▸ **WORK TO DO**: For the records below, say how many lines contain the string "this". Give the number only.

▸ **EXCERPTED RECORDS**:
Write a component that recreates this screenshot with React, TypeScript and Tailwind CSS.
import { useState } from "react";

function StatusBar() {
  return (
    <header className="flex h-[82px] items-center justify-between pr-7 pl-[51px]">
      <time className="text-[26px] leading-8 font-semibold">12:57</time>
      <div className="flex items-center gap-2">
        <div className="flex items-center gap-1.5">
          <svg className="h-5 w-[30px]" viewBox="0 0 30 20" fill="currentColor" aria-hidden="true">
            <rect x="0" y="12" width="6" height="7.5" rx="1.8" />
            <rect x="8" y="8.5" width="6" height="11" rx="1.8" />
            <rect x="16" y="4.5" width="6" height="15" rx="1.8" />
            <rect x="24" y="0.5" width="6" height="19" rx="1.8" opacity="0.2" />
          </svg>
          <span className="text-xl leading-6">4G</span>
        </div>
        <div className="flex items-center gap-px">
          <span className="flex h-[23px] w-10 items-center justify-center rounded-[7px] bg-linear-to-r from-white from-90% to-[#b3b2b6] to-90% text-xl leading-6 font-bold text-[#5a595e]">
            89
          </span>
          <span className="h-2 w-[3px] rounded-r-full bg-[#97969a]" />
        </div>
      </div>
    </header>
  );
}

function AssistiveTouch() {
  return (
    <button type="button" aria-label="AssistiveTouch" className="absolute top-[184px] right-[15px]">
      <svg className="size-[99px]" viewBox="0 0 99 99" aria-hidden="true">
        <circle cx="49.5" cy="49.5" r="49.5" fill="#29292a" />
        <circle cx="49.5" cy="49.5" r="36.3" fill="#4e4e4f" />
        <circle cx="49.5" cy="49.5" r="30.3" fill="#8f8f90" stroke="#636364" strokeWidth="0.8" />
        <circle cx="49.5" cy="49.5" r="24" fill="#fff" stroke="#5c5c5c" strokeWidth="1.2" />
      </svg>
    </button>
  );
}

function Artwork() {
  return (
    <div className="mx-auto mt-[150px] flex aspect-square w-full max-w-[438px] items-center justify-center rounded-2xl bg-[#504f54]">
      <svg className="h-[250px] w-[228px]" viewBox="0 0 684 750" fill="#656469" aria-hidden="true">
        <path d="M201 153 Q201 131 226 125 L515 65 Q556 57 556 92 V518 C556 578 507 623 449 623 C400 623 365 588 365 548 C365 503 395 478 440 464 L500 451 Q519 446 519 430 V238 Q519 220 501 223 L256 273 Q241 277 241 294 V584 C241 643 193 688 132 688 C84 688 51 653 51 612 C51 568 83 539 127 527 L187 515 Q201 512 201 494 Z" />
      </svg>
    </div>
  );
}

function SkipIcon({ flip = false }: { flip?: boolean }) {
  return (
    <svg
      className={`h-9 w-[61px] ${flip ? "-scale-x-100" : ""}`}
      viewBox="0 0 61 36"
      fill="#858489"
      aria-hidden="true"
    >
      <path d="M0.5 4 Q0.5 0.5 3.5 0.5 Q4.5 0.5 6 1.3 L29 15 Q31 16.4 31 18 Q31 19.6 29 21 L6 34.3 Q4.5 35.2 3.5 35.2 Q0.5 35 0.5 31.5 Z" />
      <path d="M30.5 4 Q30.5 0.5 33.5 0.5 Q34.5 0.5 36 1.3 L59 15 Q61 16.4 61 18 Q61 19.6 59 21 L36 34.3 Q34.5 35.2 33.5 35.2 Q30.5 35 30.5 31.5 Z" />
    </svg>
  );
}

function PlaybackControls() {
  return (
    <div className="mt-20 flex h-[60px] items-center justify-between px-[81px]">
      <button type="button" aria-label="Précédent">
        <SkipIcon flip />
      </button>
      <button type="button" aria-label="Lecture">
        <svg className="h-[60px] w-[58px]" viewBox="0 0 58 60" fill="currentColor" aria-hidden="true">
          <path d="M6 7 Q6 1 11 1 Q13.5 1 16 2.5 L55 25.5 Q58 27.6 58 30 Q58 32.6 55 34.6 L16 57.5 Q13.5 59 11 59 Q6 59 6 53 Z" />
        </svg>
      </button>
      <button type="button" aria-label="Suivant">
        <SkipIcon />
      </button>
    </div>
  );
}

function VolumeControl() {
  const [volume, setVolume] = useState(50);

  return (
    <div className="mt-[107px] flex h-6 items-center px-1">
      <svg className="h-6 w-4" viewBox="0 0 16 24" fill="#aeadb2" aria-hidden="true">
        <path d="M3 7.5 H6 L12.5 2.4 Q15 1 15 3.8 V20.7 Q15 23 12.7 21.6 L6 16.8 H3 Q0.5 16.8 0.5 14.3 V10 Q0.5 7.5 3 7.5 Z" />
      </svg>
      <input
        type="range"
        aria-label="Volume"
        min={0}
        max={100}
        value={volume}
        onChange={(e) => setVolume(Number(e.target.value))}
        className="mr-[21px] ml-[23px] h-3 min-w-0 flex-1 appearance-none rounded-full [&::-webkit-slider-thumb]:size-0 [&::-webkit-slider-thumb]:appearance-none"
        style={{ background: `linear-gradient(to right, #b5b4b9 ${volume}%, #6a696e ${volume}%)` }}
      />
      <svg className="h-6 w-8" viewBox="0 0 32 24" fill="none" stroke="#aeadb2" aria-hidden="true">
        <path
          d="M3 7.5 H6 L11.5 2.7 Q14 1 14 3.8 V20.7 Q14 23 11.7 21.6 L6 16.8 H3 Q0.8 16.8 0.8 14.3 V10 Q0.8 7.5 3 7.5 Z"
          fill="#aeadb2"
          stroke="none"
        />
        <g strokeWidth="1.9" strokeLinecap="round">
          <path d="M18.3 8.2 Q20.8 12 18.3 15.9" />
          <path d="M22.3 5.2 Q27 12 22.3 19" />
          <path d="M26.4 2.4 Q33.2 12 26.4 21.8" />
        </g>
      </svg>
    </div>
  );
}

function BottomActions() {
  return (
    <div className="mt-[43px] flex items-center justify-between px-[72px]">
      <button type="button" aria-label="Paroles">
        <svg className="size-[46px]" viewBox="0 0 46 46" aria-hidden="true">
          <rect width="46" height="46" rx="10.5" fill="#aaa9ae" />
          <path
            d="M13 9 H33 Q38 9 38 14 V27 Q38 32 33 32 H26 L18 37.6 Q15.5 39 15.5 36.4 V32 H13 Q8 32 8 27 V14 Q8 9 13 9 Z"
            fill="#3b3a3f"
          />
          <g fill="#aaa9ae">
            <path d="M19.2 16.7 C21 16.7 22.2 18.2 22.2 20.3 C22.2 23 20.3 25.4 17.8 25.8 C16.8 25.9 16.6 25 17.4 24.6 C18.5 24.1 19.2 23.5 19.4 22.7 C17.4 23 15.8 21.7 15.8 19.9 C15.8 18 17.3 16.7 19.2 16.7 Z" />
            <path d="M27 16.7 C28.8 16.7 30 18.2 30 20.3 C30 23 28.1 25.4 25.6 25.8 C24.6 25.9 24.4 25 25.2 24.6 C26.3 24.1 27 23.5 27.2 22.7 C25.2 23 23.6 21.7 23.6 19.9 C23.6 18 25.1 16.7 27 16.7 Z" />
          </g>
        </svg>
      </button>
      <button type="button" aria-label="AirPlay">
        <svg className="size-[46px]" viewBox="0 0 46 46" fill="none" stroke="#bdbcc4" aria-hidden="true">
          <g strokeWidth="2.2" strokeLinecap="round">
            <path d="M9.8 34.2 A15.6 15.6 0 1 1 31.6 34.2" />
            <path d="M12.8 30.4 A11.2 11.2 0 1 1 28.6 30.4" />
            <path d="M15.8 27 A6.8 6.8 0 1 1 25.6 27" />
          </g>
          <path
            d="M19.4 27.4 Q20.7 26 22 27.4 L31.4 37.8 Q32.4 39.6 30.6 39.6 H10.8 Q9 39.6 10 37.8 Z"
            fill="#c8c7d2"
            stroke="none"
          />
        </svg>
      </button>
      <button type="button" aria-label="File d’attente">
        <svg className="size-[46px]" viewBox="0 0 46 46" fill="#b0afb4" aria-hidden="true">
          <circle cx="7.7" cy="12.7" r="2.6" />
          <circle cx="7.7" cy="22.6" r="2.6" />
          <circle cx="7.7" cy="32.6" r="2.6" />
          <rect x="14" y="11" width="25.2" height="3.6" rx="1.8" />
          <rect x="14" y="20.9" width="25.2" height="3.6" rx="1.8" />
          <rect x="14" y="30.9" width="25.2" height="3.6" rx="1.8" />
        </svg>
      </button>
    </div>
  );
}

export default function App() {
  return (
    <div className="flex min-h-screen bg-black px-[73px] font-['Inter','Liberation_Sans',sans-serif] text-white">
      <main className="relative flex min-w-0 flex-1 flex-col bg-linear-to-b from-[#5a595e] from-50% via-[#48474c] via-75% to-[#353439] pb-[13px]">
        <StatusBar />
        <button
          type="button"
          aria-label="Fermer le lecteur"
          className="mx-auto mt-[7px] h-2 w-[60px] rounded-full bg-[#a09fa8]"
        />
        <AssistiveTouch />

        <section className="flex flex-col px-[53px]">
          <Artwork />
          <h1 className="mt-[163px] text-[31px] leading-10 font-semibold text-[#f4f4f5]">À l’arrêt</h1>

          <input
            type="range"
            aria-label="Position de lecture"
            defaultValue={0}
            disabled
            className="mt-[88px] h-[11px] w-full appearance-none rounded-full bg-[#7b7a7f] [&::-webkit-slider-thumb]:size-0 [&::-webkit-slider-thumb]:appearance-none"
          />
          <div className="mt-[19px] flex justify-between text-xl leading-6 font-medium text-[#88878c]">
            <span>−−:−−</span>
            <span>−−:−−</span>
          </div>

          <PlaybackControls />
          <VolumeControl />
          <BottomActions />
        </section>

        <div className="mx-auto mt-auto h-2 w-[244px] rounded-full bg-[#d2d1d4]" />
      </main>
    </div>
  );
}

...

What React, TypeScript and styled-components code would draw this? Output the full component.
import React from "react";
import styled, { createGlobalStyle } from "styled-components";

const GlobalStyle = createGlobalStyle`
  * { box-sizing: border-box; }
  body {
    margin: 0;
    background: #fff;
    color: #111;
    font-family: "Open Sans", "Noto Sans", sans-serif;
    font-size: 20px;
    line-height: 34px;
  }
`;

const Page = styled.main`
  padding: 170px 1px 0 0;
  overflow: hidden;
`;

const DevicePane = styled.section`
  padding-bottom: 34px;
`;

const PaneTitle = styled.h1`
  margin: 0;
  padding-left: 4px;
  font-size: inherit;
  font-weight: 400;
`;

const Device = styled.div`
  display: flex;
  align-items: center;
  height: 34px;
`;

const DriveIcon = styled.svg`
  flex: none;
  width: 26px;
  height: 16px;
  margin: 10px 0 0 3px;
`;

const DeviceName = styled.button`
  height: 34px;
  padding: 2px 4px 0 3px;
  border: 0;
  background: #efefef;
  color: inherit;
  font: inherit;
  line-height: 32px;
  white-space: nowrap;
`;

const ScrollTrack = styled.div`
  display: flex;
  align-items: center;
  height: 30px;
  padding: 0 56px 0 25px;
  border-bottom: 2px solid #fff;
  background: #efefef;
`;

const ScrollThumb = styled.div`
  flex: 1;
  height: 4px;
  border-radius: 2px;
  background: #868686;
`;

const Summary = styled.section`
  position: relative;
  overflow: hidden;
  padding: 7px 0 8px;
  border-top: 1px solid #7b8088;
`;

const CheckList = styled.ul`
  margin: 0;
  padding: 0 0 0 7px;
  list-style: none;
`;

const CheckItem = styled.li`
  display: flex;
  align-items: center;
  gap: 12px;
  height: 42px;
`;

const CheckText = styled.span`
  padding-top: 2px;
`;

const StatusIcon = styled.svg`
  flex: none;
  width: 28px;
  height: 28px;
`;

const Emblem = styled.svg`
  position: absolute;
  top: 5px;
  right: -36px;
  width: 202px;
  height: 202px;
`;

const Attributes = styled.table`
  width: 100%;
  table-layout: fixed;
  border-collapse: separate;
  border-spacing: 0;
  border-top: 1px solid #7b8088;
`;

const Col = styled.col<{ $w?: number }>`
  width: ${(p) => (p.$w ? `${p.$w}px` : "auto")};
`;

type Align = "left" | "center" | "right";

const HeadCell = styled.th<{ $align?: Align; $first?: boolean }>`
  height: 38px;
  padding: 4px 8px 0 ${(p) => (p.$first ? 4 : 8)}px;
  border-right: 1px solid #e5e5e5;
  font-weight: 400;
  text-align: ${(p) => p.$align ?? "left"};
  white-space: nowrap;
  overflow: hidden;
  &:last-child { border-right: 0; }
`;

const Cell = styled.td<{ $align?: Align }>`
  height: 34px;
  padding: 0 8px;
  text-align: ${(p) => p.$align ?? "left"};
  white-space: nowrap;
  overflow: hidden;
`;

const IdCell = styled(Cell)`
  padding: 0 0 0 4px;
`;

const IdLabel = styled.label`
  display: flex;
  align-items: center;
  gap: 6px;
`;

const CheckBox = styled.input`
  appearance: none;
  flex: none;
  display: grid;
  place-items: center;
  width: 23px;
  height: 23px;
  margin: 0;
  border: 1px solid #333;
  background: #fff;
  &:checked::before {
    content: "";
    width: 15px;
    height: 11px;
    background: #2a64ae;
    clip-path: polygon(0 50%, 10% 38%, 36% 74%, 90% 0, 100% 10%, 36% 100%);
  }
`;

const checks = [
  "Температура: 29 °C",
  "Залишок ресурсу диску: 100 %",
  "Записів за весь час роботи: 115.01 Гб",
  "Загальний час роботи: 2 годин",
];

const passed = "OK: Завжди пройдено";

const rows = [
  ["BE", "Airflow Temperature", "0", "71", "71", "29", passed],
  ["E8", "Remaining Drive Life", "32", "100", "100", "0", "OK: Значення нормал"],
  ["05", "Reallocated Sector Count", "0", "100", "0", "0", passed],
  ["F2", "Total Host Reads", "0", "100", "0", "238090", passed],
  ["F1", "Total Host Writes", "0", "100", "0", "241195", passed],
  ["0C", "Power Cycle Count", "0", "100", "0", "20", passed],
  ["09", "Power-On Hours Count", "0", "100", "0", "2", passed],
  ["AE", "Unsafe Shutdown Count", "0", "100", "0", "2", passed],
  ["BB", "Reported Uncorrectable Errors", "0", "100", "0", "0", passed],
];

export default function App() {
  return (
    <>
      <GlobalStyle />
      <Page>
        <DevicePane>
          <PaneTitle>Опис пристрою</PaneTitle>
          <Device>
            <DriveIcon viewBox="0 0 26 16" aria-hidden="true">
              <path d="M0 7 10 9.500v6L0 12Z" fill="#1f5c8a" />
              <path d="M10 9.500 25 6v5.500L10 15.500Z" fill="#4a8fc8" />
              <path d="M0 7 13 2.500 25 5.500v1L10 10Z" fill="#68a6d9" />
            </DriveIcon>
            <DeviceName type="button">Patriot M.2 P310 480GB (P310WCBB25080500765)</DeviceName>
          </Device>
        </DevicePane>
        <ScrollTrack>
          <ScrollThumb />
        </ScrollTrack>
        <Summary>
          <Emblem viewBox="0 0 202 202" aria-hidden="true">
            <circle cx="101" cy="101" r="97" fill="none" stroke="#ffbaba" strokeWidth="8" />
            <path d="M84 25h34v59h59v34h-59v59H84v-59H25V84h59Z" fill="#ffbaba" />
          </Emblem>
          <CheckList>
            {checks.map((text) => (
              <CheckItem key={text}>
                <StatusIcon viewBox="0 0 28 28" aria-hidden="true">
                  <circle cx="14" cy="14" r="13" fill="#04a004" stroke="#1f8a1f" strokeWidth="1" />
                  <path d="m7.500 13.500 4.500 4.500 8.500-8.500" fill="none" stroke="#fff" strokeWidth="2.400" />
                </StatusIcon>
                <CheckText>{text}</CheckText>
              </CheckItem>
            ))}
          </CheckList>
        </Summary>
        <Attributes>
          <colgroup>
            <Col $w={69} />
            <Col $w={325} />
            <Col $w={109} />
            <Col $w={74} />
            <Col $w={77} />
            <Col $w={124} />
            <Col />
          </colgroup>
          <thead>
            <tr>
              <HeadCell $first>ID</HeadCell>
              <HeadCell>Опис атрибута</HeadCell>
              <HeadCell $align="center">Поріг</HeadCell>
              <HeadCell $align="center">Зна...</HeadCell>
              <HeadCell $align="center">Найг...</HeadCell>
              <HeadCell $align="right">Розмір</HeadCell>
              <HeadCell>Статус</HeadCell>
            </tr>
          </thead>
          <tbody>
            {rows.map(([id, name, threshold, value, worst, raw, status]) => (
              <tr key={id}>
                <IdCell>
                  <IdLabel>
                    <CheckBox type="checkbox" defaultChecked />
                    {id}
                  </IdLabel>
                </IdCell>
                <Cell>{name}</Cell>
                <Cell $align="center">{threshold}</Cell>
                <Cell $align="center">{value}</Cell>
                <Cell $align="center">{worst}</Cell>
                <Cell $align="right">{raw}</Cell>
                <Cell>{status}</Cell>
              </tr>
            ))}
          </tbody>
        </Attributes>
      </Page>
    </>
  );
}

▸ **TASK SOLUTION**: 2